Make sure to check out the "Set up authentication" section below!
Note: This step does not work with a JNDI defined connection, only JDBC is supported.
Options
| Option | Description |
|---|---|
| Step name | Name of the step.
|
| Connection | Name of the database connection on which the target table resides. Note: The password of this database connection is not used, see below in the "Set up authentication" section! Since PDI-1901 is fixed in 3.2.3, the username of the connection is used and added to the -U parameter, otherwise the logged in user acount would be taken. |
| Target schema | The name of the Schema for the table to write data to. This is important for data sources that allow for table names with dots '.' in it. |
| Target table | Name of the target table. |
| psql path | Full path to the psql utility. If psql is in the path of the executing application you can leave it to simply psql. |
| Load action | Insert, Truncate. Insert inserts, truncate first truncates the table. |
Set up authentication
"psql" doesn't allow you to specify the password. Here is a part of the connection options:
Connection options: -h HOSTNAME database server host or socket directory (default: "/var/run/postgresql") -p PORT database server port (default: "5432") -U NAME database user name (default: "matt" - if you are not Matt: Since PDI 3.2.3 the username of the connection is taken, see PDI-1901.) -W prompt for password (should happen automatically)

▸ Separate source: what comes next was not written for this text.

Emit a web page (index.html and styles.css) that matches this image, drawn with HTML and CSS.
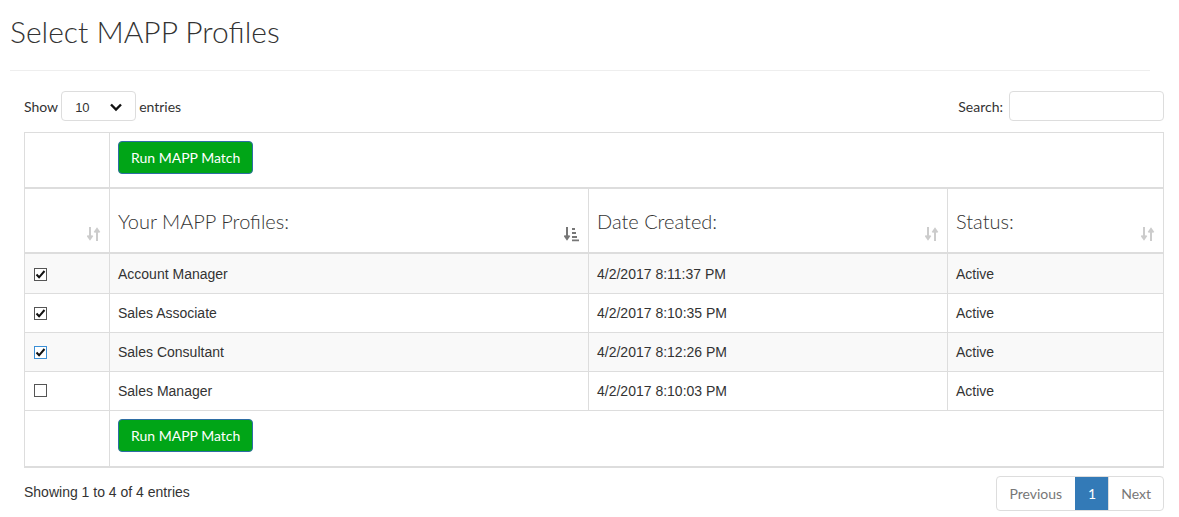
FILE: index.html
```html
<!DOCTYPE html>
<html lang="en">
<head>
    <meta charset="UTF-8">
    <meta name="viewport" content="width=device-width, initial-scale=1.0">
    <title>Select MAPP Profiles</title>
    <link rel="stylesheet" href="styles.css">
</head>
<body>
    <div class="page">
        <h1 class="title">Select MAPP Profiles</h1>
        <hr class="rule">

        <div class="wrapper">
            <div class="toolbar">
                <label class="length">Show
                    <span class="select">10
                        <svg width="14" height="10" viewBox="0 0 14 10"><path d="M2 2.5 L7 7.5 L12 2.5" fill="none" stroke="#111" stroke-width="2.4"/></svg>
                    </span>
                    entries</label>
                <label class="search">Search: <input type="text"></label>
            </div>

            <table class="profiles">
                <colgroup>
                    <col style="width:85px">
                    <col style="width:479px">
                    <col style="width:359px">
                    <col>
                </colgroup>
                <thead>
                    <tr class="action-row">
                        <th></th>
                        <th colspan="3"><button class="run">Run MAPP Match</button></th>
                    </tr>
                    <tr class="head-row">
                        <th><span class="sort"><svg width="14" height="16" viewBox="0 0 14 16"><path d="M3 1v11.5M0.5 9.5l2.5 3.5 2.5-3.5M10 15V3.5M7.5 6.5L10 3l2.5 3.5" fill="none" stroke="#ccc" stroke-width="2"/></svg></span></th>
                        <th>Your MAPP Profiles:<span class="sort"><svg width="16" height="16" viewBox="0 0 16 16"><path d="M3 1v11.5M0.5 9.5l2.5 3.5 2.5-3.5" fill="none" stroke="#777" stroke-width="2"/><path d="M8 2h3v2H8zM8 6h4v2H8zM8 10h5v2H8zM8 13.5h7v1.8H8z" fill="#777"/></svg></span></th>
                        <th>Date Created:<span class="sort"><svg width="14" height="16" viewBox="0 0 14 16"><path d="M3 1v11.5M0.5 9.5l2.5 3.5 2.5-3.5M10 15V3.5M7.5 6.5L10 3l2.5 3.5" fill="none" stroke="#ccc" stroke-width="2"/></svg></span></th>
                        <th>Status:<span class="sort"><svg width="14" height="16" viewBox="0 0 14 16"><path d="M3 1v11.5M0.5 9.5l2.5 3.5 2.5-3.5M10 15V3.5M7.5 6.5L10 3l2.5 3.5" fill="none" stroke="#ccc" stroke-width="2"/></svg></span></th>
                    </tr>
                </thead>
                <tbody>
                    <tr>
                        <td><span class="check on"><svg width="11" height="11" viewBox="0 0 11 11"><path d="M1.5 5.5l2.6 2.8L9.5 2" fill="none" stroke="#111" stroke-width="2"/></svg></span></td>
                        <td>Account Manager</td>
                        <td>4/2/2017 8:11:37 PM</td>
                        <td>Active</td>
                    </tr>
                    <tr>
                        <td><span class="check on"><svg width="11" height="11" viewBox="0 0 11 11"><path d="M1.5 5.5l2.6 2.8L9.5 2" fill="none" stroke="#111" stroke-width="2"/></svg></span></td>
                        <td>Sales Associate</td>
                        <td>4/2/2017 8:10:35 PM</td>
                        <td>Active</td>
                    </tr>
                    <tr>
                        <td><span class="check on focus"><svg width="11" height="11" viewBox="0 0 11 11"><path d="M1.5 5.5l2.6 2.8L9.5 2" fill="none" stroke="#111" stroke-width="2"/></svg></span></td>
                        <td>Sales Consultant</td>
                        <td>4/2/2017 8:12:26 PM</td>
                        <td>Active</td>
                    </tr>
                    <tr>
                        <td><span class="check"></span></td>
                        <td>Sales Manager</td>
                        <td>4/2/2017 8:10:03 PM</td>
                        <td>Active</td>
                    </tr>
                </tbody>
                <tfoot>
                    <tr class="action-row">
                        <td></td>
                        <td colspan="3"><button class="run">Run MAPP Match</button></td>
                    </tr>
                </tfoot>
            </table>

            <div class="footer">
                <div class="info">Showing 1 to 4 of 4 entries</div>
                <ul class="pager">
                    <li class="prev">Previous</li>
                    <li class="active">1</li>
                    <li>Next</li>
                </ul>
            </div>
        </div>
    </div>
</body>
</html>
```

FILE: styles.css
```css
body{
    margin: 0;
    font-family: Lato, 'Liberation Sans', sans-serif;
    font-size: 14px;
    color: #333;
    background: #fff;
}
.page{
    width: 1140px;
    padding: 0 10px;
}
.title{
    font-size: 30px;
    font-weight: 300;
    margin: 0;
    padding-top: 13px;
    line-height: 36px;
}
.rule{
    border: none;
    border-top: 1px solid #eee;
    margin: 21px 0 0;
}
.wrapper{
    width: 1140px;
    margin-left: 14px;
}
.toolbar{
    display: flex;
    justify-content: space-between;
    align-items: center;
    margin-top: 20px;
    height: 30px;
}
.length{
    display: flex;
    align-items: center;
    gap: 3px;
}
.select{
    display: inline-flex;
    align-items: center;
    justify-content: space-between;
    box-sizing: border-box;
    width: 75px;
    height: 30px;
    padding: 2px 12px 0 13px;
    border: 1px solid #ddd;
    border-radius: 4px;
    font-family: 'Liberation Sans', Arial, sans-serif;
    font-size: 13px;
}
.search{
    display: flex;
    align-items: center;
    gap: 6px;
}
.search input{
    box-sizing: border-box;
    width: 155px;
    height: 30px;
    border: 1px solid #ddd;
    border-radius: 4px;
}
.profiles{
    width: 1140px;
    table-layout: fixed;
    border-collapse: collapse;
    margin-top: 11px;
    border: 1px solid #ddd;
}
.profiles th,
.profiles td{
    border: 1px solid #ddd;
    text-align: left;
}
.action-row th,
.action-row td{
    padding: 8px 8px 13px;
    vertical-align: top;
}
thead .action-row th{
    border-bottom: 2px solid #ddd;
}
tfoot .action-row td{
    padding-bottom: 14px;
    border-bottom: 2px solid #ddd;
}
.run{
    font-family: Lato, sans-serif;
    font-size: 14px;
    color: #fff;
    background: #00a517;
    border: 1px solid #2e6da4;
    border-radius: 4px;
    padding: 6px 12px;
    line-height: 19px;
    cursor: pointer;
}
.head-row th{
    position: relative;
    font-size: 20px;
    font-weight: 300;
    line-height: 28px;
    padding: 18px 30px 17px 8px;
    border-bottom: 2px solid #ddd;
}
.sort{
    position: absolute;
    right: 8px;
    bottom: 10px;
    line-height: 0;
}
.profiles tbody td{
    font-family: 'Liberation Sans', Arial, sans-serif;
    font-size: 14px;
    line-height: 20px;
    padding: 9px 8px 9px;
}
.profiles tbody tr:first-child td{
    padding-top: 10px;
}
.profiles tbody tr:nth-child(odd){
    background: #f9f9f9;
}
.check{
    display: inline-block;
    box-sizing: border-box;
    width: 13px;
    height: 13px;
    border: 1px solid #555;
    background: #fff;
    vertical-align: -1px;
    margin-left: 1px;
    line-height: 0;
}
.check.focus{
    border-color: #3b8fd6;
}
.footer{
    display: flex;
    justify-content: space-between;
    align-items: flex-start;
    margin-top: 8px;
}
.info{
    font-family: 'Liberation Sans', Arial, sans-serif;
    line-height: 20px;
    padding-top: 6px;
}
.pager{
    display: flex;
    list-style: none;
    margin: 0;
    padding: 0;
    border: 1px solid #ddd;
    border-radius: 4px;
    overflow: hidden;
}
.pager li{
    padding: 7px 12px 6px;
    line-height: 20px;
    color: #777;
    border-left: 1px solid #ddd;
}
.pager li.prev{
    padding: 7px 13px 6px 12px;
}
.pager li:first-child{
    border-left: none;
}
.pager li.active{
    background: #337ab7;
    color: #fff;
    border-left-color: #337ab7;
}
```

As you can see there is no way to specify a password for the database. It will always prompt for a password on the console no matter what.
To overcome this you need to set up trusted authentication on the PostgreSQL server.
To make this happen, change the pg_hba.conf file (on my box this is /etc/postgresql/8.2/main/pg_hba.conf) and add a line like this:
host all all 192.168.1.0/24 trust
This basically means that everyone from the 192.168.1.0 network (mask 255.255.255.0) can log into postgres on all databases with any username. If you are running Kettle on the same server, change it to localhost:
host all all 127.0.0.1/32 trust
This is much safer of-course. Make sure you don't invite any strangers onto your PostgreSQL database!
TIP! Make sure to restart your database server after you made this change
For authentication, you can also specify it in .pgpass (or pgpass.conf for windows) configuration file.
An entry may look like this :
my_server_name:5432:*:my_user_name:my_secret_password.
No need to risk opening your whole database server with passwordless login as advised.
The file has to be 600 on Unix.
Here is the doc :
It shouldn't be necessary to fully restart the database after pg_hba.conf changes. Reload usually does it, too.
/etc/init.d/postgresql reload